Research on the role gender plays in how patients experience cancer is in its infancy, and the “clinical relevance” has yet to be established. But study author Dr. Michael Davidson, of London’s Royal Marsden Hospital NHS Foundation Trust, noted that while sufficient data has not yet been established to “support alternative chemotherapy dosing strategies for men and women, it is useful for clinicians to be aware of such findings in order to refine their treatment in other ways.” If an oncologist knows women are more prone to nausea or diarrhea, for example, he or she may educate patients in advance and direct them to supportive care.

Another difference: Communication

Men and women have many differences when it comes to cancer, says Shayma Kazmi, MD, Medical Oncologist & Hematologist at Cancer Treatment Centers of America® (CTCA), Philadelphia, including how open they are in sharing experiences with side effects from chemotherapy and other treatments. Women, she says, are typically more comfortable than men talking to their doctors.

“Women tend to elaborate more on their side effects, specifically the physical side effects of nausea and gastrointestinal discomfort,” Dr. Kazmi says. “I’m a female, so I don’t know if it has to do with them feeling more comfortable. Men who have diarrhea may never tell me. Their definition of diarrhea may be different. They may think it’s only liquid, not that they’re going multiple times a day.”

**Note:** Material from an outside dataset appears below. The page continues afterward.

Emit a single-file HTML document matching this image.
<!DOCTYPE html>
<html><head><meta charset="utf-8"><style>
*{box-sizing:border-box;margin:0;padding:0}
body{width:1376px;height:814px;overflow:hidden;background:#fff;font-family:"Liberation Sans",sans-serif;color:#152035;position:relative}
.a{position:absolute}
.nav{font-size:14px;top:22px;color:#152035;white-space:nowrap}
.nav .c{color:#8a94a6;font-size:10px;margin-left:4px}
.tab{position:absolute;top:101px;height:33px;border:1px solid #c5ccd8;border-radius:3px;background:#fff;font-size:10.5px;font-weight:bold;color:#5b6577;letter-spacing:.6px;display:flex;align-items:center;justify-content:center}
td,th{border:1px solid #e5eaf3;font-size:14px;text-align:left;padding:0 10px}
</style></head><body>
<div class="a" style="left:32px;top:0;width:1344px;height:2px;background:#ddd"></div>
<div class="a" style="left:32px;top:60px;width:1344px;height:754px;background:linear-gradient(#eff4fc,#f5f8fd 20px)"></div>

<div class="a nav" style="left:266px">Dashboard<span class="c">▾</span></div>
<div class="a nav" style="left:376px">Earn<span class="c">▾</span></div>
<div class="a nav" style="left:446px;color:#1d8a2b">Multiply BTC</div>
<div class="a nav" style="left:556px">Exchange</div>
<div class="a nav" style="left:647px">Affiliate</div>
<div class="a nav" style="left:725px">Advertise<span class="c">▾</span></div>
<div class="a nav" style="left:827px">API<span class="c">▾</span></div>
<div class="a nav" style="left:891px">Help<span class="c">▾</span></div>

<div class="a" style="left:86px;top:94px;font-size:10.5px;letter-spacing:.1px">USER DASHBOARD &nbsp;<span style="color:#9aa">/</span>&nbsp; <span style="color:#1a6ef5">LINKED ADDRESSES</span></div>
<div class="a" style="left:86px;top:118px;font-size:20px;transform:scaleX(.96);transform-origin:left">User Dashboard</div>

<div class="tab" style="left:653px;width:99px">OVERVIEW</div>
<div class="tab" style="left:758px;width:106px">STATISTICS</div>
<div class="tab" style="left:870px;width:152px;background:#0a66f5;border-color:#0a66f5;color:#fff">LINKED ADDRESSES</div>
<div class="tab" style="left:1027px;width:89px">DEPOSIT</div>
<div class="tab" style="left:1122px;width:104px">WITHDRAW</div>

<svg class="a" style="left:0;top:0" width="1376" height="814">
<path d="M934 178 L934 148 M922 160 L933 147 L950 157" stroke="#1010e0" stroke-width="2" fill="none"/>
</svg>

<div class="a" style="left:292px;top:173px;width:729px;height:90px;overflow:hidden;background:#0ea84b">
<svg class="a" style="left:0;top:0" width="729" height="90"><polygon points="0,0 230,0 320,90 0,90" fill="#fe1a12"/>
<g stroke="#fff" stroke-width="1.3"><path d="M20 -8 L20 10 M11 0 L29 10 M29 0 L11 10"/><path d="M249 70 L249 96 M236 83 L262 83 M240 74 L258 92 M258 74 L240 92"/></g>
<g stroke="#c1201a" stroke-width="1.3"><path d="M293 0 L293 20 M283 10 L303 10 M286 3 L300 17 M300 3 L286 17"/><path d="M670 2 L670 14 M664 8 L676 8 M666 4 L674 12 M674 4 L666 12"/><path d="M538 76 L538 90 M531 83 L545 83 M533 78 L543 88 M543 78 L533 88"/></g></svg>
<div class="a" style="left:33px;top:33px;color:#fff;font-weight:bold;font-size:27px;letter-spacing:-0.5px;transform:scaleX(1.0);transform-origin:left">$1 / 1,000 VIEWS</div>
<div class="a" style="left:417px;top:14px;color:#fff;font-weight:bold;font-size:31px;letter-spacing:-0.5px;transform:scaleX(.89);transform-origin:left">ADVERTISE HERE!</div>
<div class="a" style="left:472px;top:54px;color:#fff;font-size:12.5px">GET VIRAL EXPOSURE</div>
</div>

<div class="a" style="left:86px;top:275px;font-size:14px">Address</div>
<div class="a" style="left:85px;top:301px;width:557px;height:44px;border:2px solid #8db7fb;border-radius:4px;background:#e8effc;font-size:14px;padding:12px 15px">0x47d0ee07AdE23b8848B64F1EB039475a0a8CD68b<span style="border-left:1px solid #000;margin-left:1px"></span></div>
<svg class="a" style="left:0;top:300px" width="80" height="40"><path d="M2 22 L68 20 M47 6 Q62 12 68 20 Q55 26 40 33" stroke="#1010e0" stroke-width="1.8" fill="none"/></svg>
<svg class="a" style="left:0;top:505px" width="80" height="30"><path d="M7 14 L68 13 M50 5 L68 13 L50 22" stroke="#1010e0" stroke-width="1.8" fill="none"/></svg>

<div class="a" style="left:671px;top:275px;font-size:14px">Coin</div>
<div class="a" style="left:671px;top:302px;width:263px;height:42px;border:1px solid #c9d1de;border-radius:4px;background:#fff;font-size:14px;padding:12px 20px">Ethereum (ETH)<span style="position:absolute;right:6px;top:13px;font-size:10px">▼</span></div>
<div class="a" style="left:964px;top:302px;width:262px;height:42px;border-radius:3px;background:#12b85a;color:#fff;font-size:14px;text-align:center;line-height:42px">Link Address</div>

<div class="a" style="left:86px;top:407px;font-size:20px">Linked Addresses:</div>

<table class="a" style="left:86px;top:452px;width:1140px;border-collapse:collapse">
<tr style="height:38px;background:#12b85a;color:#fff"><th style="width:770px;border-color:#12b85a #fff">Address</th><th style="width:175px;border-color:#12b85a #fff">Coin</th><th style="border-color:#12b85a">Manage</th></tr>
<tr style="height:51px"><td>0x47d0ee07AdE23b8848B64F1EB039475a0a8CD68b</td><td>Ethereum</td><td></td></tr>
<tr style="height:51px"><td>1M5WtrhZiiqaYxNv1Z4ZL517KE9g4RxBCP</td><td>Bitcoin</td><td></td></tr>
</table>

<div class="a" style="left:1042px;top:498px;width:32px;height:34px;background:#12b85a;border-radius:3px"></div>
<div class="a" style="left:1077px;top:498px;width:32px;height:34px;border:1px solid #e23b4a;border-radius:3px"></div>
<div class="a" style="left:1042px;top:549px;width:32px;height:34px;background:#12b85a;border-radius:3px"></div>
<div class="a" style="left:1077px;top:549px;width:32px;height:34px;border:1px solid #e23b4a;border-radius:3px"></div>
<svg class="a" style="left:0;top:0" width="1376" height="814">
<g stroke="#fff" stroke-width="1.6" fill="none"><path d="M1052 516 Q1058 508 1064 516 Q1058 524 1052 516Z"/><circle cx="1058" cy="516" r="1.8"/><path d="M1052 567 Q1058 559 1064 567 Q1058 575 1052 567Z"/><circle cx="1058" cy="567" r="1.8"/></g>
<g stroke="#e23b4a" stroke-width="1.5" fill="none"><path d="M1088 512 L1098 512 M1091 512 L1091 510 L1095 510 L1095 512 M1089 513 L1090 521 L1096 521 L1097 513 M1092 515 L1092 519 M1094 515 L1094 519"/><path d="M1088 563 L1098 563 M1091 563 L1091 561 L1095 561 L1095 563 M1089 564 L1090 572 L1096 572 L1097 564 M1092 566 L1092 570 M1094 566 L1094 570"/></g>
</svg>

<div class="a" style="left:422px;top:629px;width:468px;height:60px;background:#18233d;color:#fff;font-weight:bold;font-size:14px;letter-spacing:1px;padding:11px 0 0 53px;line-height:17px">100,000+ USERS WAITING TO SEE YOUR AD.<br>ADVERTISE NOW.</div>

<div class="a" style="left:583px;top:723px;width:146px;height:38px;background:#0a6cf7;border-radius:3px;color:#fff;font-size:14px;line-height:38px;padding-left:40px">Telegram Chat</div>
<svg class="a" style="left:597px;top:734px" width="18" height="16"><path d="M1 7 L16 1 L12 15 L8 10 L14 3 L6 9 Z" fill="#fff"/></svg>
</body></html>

Women are also much more comfortable discussing how cancer and treatments may be affecting their sexuality, Dr. Kazmi says, adding that men tend to voice fewer complaints. “Their wives, sisters or mothers do a lot of speaking for them and tell me what’s going on,” she adds. “Women are more open to discussing depression, anxiety, sadness, worries. They’re comfortable getting emotional in the room with me. With men, you have to pull those things out.”

New studies are just now allowing doctors to document the differences in how men and women experience cancer and its treatments. For decades, white men comprised the majority of patients enrolled in clinical trials, Dr. Kazmi says. As a result, the data didn’t necessarily translate to women or people of color.

“We know there are metabolic differences between men and women,” she says. “There are different gene expressions and different ways the sexes metabolize medications, but there are not enough statistics yet to act upon those differences.”

Dr. Davidson voiced similar sentiments, noting that the medical establishment is only now “beginning to understand some of the complex cellular, molecular and metabolic differences between the two sexes [that] influence both cancer development and response to treatment.”